In pubs and community halls across the island, the driving rhythms and intricate ornamentation that Scottish fiddlers brought across the Atlantic are still very much alive. Cape Breton musicians like Ashley MacIsaac and Natalie MacMaster have introduced this sound to international audiences without ever softening its edges.
Ceilidhs happen here too — not as tourist entertainment, but as genuine social gatherings, exactly as they have for centuries. The same dances, the same tunes, the same warmth.
Highland Games With Deep Roots
Every summer, Cape Breton and the surrounding Nova Scotia coast come alive with Highland Games.
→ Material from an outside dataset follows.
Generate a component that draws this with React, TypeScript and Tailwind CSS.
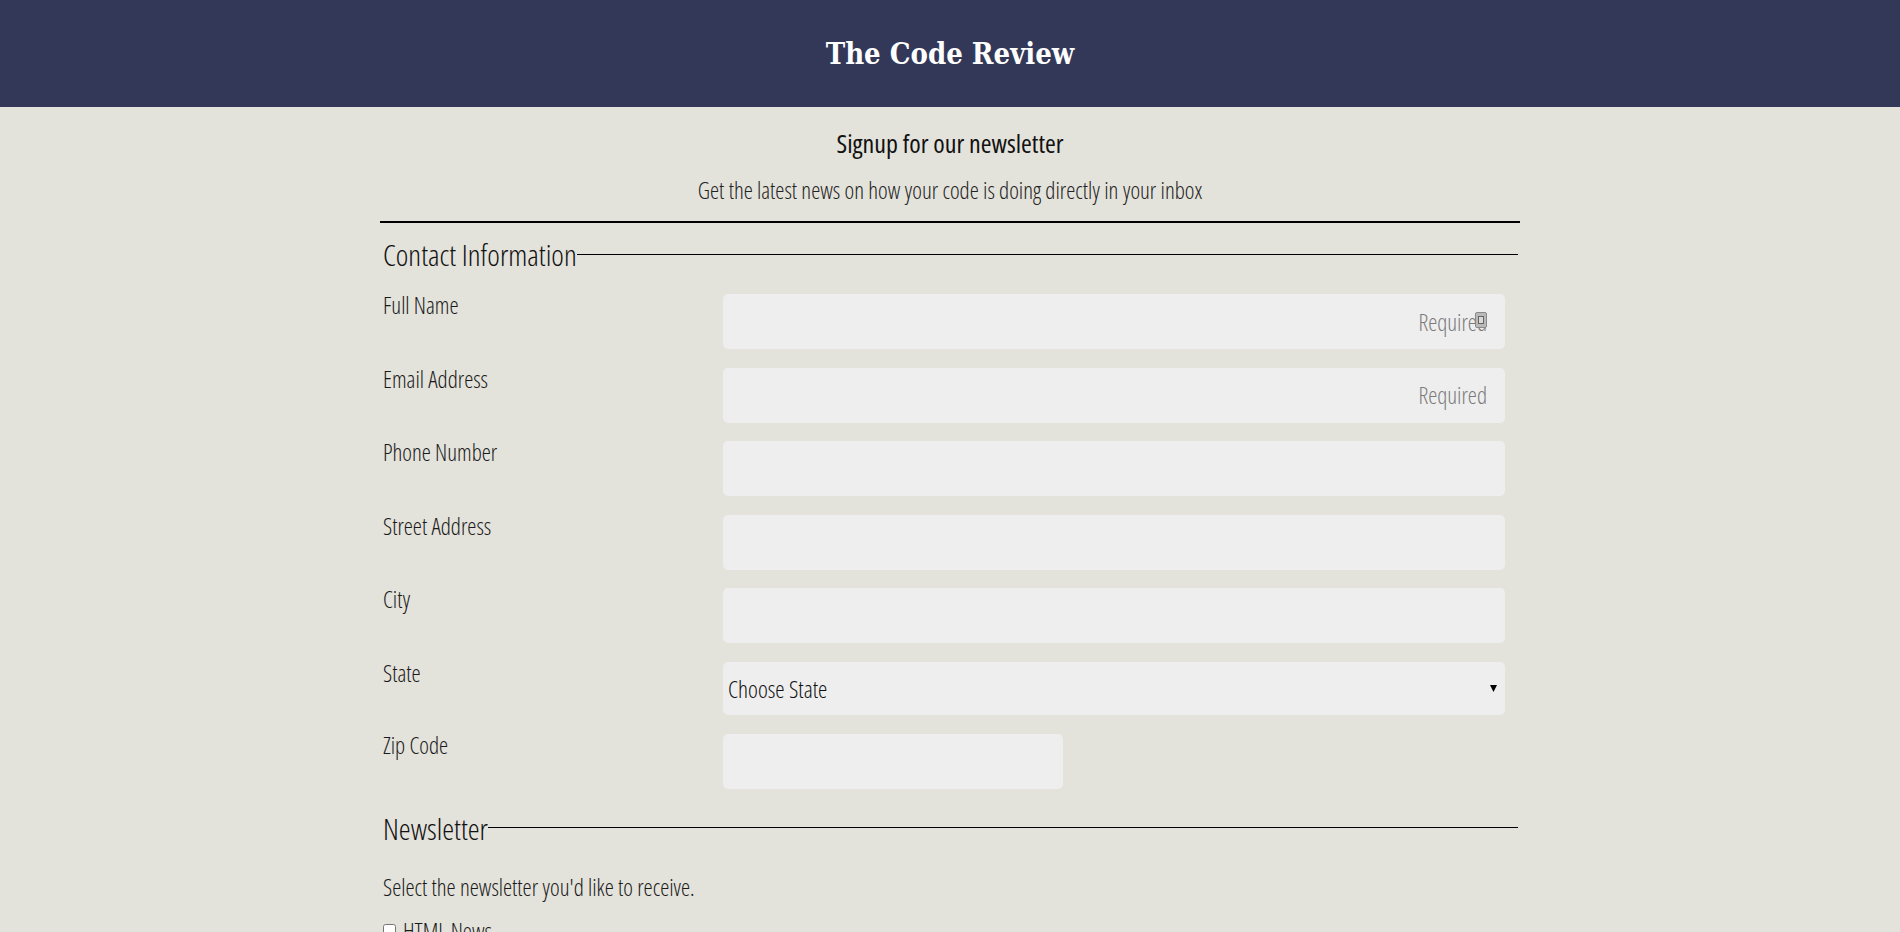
import React from "react";

const FONT = "font-['Open_Sans',sans-serif] [font-stretch:75%]";

function Row({ label, children }: { label: string; children: React.ReactNode }) {
  return (
    <div className="flex items-start">
      <label className="mt-[1px] w-[340px] shrink-0 text-[23px] font-light leading-[20px] text-[#1a1a1a]">{label}</label>
      {children}
    </div>
  );
}

function TextInput({ placeholder, width = "w-[782px]", icon = false }: { placeholder?: string; width?: string; icon?: boolean }) {
  return (
    <div className={`relative ${width} h-[55px]`}>
      <input
        type="text"
        placeholder={placeholder}
        className={`${FONT} h-full w-full rounded-[5px] bg-[#eeeeee] pr-[18px] pl-[6px] text-right text-[23px] font-light text-[#222] outline-none placeholder:text-[#7a7a7a]`}
      />
      {icon && (
        <span className="pointer-events-none absolute right-[18px] top-[18px] flex h-[16px] w-[12px] items-center justify-center rounded-[2px] border border-[#8a8a8a] bg-[#b9b9b9]">
          <span className="h-[8px] w-[6px] border border-[#666] bg-[#d9d9d9]" />
        </span>
      )}
    </div>
  );
}

function Legend({ children }: { children: React.ReactNode }) {
  return (
    <div className="flex items-center">
      <span className="text-[30px] font-light leading-[36px] text-[#111]">{children}</span>
      <div className="mt-[-2px] h-px flex-1 bg-black" />
    </div>
  );
}

export default function App() {
  return (
    <div className={`${FONT} min-h-[932px] bg-[#e3e2db] text-black`}>
      <header className="flex h-[107px] items-center justify-center bg-[#333859] pt-[3px]">
        <h1 className="font-['DejaVu_Serif',serif] text-[29px] font-bold text-white [font-stretch:condensed]">The Code Review</h1>
      </header>
      <main className="mx-auto w-[1140px]">
        <h2 className="mt-[21px] text-center text-[26px] font-medium leading-[30px] text-[#111]">Signup for our newsletter</h2>
        <p className="mt-[17px] text-center text-[23px] font-light leading-[30px] text-[#222]">
          Get the latest news on how your code is doing directly in your inbox
        </p>
        <div className="mt-[16px] h-[2px] w-full bg-black" />
        <section className="pl-[3px] pr-[2px]">
          <div className="mt-[14px]">
            <Legend>Contact Information</Legend>
          </div>
          <div className="mt-[21px] flex flex-col gap-[18.6px]">
            <Row label="Full Name">
              <TextInput placeholder="Required" icon />
            </Row>
            <Row label="Email Address">
              <TextInput placeholder="Required" />
            </Row>
            <Row label="Phone Number">
              <TextInput />
            </Row>
            <Row label="Street Address">
              <TextInput />
            </Row>
            <Row label="City">
              <TextInput />
            </Row>
            <Row label="State">
              <div className="relative h-[53px] w-[782px]">
                <select className={`${FONT} h-full w-full appearance-none rounded-[5px] bg-[#eeeeee] pl-[5px] pt-[2px] text-[23.5px] font-light text-[#111] outline-none`}>
                  <option>Choose State</option>
                </select>
                <svg className="pointer-events-none absolute right-[8px] top-[23px]" width="7" height="7" viewBox="0 0 7 7">
                  <path d="M0 0 H7 L3.5 7 Z" fill="#000" />
                </svg>
              </div>
            </Row>
            <Row label="Zip Code">
              <TextInput width="w-[340px]" />
            </Row>
          </div>
          <div className="mt-[22px]">
            <Legend>Newsletter</Legend>
          </div>
          <p className="mt-[26px] text-[23px] font-light leading-[28px] text-[#1a1a1a]">Select the newsletter you'd like to receive.</p>
          <label className="mt-[16px] flex items-center gap-[7px] text-[23px] font-light leading-[28px] text-[#1a1a1a]">
            <input type="checkbox" className="h-[13px] w-[13px]" />
            HTML News
          </label>
        </section>
      </main>
    </div>
  );
}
The Antigonish Highland Games — held just off the island on the mainland — are among the oldest continuously running Highland Games outside Scotland, dating back to 1863.
These are not tourist recreations. They are community events attended by families who can trace their ancestors to specific glens in Sutherland, Inverness, or Ross-shire. The caber toss, the hammer throw, the piping competitions — all fiercely contested, all taken seriously.
If you have Scottish ancestry and have never traced your family tree, it is worth discovering which part of Scotland your family came from — you may find a direct connection to the communities now thriving in Cape Breton. Our guide to tracing your Scottish ancestry is a good place to start.
What Scotland Left Behind — and Found Again
Something unexpected has happened in recent years. Scottish musicians and language learners are now travelling to Cape Breton — to learn. Traditions that have thinned at home are being studied in the place where they were kept alive by people who could not afford to let them go.
This exchange is quietly moving. A culture crossed an ocean under duress, took root in foreign soil, and two centuries later is giving something back to the land it came from.
For anyone curious about the Scotland that shaped Cape Breton — the glens, the coastal villages, the ruined townships — there is plenty to discover at lovetovisitscotland.com. And if you are planning a visit from North America, our complete Scotland travel guide from the US covers everything you need.
A Culture Kept Alive by Love
The Scots who landed on Cape Breton’s shores were grieving. They had lost their land, their language was under pressure, and their future was entirely uncertain. What they built instead was extraordinary — a living archive of Scottish culture, held together by loyalty and an unshakeable sense of identity.
Scotland gave Cape Breton its soul. And Cape Breton, quietly and without fanfare, held onto it.
If that does not make you want to visit — both places — nothing will.